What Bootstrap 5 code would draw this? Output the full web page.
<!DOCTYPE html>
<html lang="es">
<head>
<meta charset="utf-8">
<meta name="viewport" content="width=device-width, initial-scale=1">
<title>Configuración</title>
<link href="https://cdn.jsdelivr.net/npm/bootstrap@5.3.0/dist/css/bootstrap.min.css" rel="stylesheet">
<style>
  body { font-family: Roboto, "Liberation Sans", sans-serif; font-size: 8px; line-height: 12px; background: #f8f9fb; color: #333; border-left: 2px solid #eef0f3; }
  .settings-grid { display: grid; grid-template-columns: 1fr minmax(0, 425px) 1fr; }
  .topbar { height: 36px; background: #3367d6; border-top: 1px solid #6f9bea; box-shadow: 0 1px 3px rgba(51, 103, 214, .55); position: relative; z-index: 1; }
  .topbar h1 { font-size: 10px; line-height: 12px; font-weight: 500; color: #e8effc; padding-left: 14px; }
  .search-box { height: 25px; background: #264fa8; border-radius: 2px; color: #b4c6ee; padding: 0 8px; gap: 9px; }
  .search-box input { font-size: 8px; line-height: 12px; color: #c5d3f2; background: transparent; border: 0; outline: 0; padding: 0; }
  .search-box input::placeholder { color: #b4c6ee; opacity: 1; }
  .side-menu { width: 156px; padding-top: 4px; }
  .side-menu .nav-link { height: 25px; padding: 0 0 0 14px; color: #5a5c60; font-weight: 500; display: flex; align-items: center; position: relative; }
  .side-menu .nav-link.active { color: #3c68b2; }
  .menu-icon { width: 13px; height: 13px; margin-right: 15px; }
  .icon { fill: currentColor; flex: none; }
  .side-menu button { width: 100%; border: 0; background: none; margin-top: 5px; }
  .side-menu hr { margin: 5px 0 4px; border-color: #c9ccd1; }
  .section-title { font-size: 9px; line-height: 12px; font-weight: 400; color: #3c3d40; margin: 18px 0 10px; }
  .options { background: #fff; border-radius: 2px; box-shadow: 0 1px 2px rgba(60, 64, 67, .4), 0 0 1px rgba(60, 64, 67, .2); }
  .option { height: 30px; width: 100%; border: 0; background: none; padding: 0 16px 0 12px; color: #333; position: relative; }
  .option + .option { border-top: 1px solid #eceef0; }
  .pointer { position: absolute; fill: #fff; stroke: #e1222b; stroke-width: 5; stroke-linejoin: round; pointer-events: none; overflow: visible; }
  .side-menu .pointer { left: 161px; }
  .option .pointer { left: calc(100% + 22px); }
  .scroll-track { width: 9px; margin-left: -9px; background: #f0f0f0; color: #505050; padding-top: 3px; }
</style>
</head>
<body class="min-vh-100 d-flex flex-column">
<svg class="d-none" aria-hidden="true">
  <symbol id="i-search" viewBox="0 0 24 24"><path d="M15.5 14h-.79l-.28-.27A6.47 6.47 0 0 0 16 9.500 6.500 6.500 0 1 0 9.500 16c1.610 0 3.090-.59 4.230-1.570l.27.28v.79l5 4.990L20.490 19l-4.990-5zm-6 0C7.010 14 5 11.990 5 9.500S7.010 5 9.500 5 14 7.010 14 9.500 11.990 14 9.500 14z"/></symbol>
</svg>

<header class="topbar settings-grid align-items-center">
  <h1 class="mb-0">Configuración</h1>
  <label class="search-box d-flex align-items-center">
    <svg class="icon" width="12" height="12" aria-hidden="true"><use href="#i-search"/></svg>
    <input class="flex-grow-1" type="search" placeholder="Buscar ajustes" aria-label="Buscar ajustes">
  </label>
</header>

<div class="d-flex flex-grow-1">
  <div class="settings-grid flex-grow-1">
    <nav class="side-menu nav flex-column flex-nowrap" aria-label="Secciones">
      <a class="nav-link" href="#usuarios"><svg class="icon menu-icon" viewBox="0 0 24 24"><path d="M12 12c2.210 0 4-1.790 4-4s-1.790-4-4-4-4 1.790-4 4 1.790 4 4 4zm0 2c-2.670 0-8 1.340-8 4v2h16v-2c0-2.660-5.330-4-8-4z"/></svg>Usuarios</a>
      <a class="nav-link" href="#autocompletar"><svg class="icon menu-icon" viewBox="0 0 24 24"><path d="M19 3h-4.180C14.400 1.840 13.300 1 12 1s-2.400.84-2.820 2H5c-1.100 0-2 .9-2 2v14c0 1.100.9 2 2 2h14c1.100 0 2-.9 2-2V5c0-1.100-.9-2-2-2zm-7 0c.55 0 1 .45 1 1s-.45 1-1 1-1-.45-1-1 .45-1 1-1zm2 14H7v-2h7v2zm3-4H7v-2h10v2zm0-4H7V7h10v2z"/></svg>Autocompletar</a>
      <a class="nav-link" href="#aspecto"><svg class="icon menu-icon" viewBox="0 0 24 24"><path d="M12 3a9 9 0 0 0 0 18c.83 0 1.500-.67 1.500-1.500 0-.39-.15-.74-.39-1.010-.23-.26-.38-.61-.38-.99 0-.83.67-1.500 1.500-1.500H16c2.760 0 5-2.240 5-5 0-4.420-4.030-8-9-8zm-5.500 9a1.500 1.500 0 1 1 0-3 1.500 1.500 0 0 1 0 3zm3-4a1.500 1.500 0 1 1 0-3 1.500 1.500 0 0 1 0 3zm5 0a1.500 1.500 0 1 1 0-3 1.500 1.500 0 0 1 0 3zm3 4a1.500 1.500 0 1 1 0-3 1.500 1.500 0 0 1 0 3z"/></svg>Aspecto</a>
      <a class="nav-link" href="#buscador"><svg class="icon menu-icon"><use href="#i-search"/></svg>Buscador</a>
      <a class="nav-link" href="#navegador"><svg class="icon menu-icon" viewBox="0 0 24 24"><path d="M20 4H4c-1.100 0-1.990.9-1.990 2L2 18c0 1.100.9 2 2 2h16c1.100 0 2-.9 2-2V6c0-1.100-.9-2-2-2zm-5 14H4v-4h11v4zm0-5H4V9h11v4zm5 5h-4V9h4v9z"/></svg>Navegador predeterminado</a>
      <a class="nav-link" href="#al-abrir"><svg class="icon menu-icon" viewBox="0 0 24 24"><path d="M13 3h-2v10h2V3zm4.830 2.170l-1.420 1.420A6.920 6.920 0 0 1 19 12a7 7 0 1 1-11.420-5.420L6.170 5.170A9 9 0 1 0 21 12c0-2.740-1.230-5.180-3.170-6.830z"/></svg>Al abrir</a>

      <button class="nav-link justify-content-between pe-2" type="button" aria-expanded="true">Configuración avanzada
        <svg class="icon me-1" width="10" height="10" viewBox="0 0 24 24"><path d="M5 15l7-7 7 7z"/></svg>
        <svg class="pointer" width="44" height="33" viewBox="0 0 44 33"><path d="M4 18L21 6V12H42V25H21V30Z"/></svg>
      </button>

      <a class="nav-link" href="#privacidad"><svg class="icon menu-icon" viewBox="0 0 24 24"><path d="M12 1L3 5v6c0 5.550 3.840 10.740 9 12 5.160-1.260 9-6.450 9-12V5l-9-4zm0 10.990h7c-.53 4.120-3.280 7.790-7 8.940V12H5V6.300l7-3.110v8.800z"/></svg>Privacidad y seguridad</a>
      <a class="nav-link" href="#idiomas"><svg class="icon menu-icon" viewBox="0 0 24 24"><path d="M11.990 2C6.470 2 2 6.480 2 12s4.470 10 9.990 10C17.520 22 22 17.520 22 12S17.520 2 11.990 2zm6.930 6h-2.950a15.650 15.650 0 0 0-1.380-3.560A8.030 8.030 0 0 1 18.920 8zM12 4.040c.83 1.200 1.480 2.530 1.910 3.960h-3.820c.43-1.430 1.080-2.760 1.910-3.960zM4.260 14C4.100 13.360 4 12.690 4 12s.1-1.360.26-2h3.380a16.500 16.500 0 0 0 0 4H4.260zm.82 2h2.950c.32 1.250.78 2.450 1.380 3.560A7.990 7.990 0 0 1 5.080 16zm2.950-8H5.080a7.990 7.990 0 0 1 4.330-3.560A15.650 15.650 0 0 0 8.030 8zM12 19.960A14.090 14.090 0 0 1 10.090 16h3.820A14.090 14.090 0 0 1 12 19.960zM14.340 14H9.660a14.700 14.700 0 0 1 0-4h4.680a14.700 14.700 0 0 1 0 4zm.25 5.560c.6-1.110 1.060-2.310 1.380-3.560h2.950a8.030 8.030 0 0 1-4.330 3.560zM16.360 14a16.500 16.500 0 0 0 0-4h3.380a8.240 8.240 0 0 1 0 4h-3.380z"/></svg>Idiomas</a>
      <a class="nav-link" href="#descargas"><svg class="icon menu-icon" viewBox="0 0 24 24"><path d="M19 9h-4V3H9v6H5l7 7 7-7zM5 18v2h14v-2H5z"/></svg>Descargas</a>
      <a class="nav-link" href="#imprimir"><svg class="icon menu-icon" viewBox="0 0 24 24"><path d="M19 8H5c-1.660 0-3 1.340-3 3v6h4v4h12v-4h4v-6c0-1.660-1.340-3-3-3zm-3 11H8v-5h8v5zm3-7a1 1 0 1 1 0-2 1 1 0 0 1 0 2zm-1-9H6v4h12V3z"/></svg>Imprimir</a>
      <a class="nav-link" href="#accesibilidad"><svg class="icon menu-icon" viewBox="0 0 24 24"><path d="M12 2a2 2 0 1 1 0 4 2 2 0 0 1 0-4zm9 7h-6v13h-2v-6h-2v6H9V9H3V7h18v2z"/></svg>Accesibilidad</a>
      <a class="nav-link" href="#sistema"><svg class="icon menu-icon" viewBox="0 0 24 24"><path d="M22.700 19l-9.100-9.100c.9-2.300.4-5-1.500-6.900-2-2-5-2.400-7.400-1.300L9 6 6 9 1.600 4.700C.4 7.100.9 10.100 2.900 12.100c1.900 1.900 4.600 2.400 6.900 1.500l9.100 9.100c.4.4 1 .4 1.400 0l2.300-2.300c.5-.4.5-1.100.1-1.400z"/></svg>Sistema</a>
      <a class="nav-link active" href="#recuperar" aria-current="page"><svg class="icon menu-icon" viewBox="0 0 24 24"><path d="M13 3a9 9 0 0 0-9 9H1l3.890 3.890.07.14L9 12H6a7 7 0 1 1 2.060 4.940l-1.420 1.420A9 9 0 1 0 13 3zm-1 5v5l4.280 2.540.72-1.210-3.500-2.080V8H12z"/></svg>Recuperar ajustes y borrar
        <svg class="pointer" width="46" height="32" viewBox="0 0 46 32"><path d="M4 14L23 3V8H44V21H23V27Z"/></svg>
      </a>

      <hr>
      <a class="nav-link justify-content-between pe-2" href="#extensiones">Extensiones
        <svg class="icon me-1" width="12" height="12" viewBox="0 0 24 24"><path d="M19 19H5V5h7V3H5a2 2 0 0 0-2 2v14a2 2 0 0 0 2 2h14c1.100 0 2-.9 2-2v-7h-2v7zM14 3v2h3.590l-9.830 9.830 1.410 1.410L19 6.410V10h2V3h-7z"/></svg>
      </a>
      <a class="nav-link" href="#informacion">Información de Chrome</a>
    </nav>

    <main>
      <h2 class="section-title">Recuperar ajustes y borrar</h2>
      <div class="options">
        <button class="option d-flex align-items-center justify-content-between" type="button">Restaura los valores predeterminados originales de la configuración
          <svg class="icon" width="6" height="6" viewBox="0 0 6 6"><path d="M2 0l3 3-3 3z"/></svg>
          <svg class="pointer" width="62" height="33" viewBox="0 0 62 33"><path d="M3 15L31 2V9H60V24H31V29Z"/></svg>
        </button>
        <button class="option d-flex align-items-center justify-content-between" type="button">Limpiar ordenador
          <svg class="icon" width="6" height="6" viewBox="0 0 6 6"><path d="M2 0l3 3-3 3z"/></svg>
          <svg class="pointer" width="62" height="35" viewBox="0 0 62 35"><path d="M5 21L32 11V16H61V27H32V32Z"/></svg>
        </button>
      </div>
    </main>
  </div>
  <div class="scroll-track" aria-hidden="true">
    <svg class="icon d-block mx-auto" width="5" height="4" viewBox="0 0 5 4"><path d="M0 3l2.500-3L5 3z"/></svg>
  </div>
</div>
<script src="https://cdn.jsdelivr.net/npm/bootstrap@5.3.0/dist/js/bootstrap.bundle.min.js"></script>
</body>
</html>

# # #

(OBJECTIVE): Copy out every line of the listing that contains the string "page".

(COMPLETE RESPONSE):
What Bootstrap 5 code would draw this? Output the full web page.
      <a class="nav-link active" href="#recuperar" aria-current="page"><svg class="icon menu-icon" viewBox="0 0 24 24"><path d="M13 3a9 9 0 0 0-9 9H1l3.890 3.890.07.14L9 12H6a7 7 0 1 1 2.060 4.940l-1.420 1.420A9 9 0 1 0 13 3zm-1 5v5l4.280 2.540.72-1.210-3.500-2.080V8H12z"/></svg>Recuperar ajustes y borrar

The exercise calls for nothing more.